Aviva will accept new business applications for its home reversion plan, which is funded by Grainger plc, owner of home reversion specialist Bridgewater Equity Release, until 10 February.

It will issue transitional arrangements for pipeline cases nearer the time.

The provider insists it remains “totally committed” to the equity release market and will refocus its offering solely around lifetime mortgages instead, which it can provide completely in-house.

Aviva has developed its lifetime product over the last year to make it suitable to more people, in particular introducing an inheritance guarantee in April 2011.

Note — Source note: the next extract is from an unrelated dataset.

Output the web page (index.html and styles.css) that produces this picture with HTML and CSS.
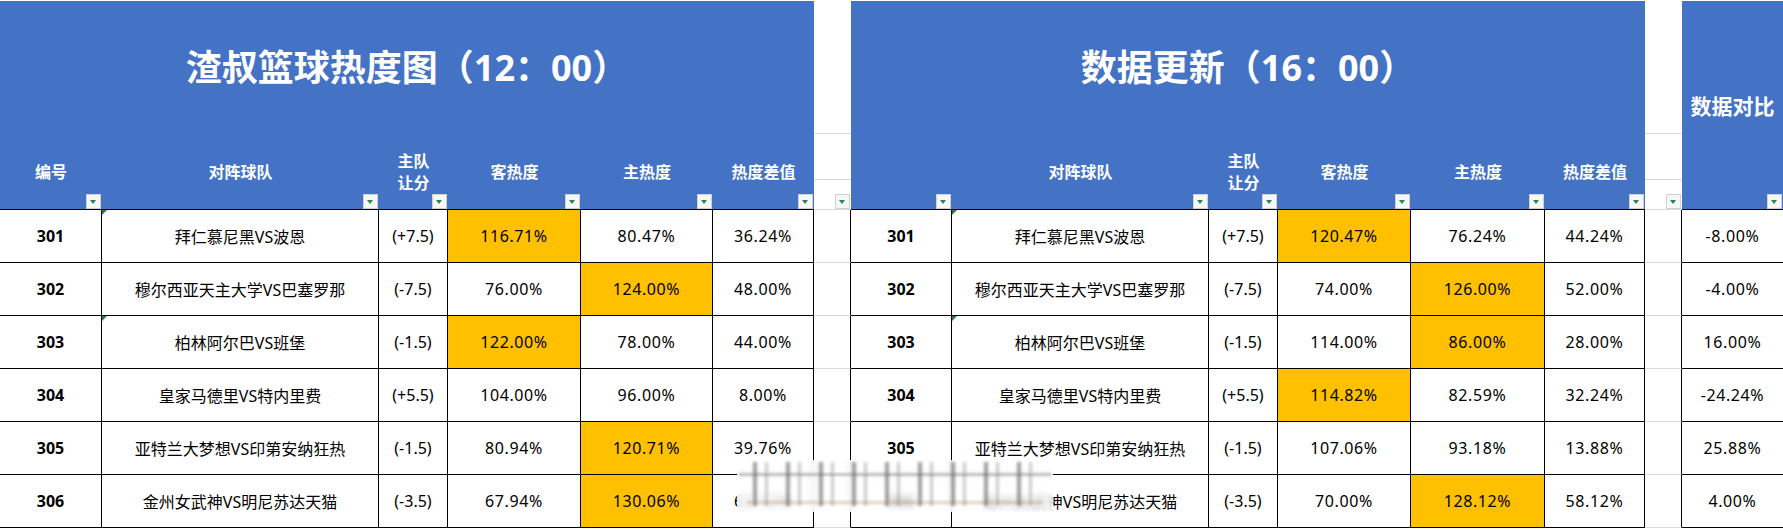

Clive Bolton, retirement director at Aviva, said: “We remain totally committed to the equity release market – it is a cornerstone for retirement planning, as housing equity is often the largest asset that people have.

“As retirement incomes get tighter and people are living longer, we believe it will become an increasingly important option for retirees.”

Simon Chalk, equity release planner with Bower Retirement Services, welcomed the move, saying: “This is not a negative move at all, because Aviva provided little serious competition to the home reversion space. Its plans gave less for clients’ money than Bridgewater plans, so it is better for the consumer.

“It will allow Aviva to concentrate on an area it has a lot of expertise and skill in, because it basically invented lifetime mortgages.”

Dean Mirfin, group director at Key Retirement Services, said: “As lifetime mortgages have become more flexible, they meet a lot of needs that historically home reversion met. The two products are now much closer together in how much people can raise, while home reversion was the route for those that wanted to protect inheritance.”

He added: “This is not an issue about home reversion, but whether the market is adequately served by the products there and, yes, it is.

“Home reversion is still only a single digit percentage of our business, but a sizeable enough number of people opt for it. We think it is an important enough part of what we do to include it in our armoury.”

Robert Brennan, director of adviser The Right Equity Release, said: “I don’t think this will have any impact on the market. Aviva had nothing to offer the home reversion market, because there were always better products offered under better terms.”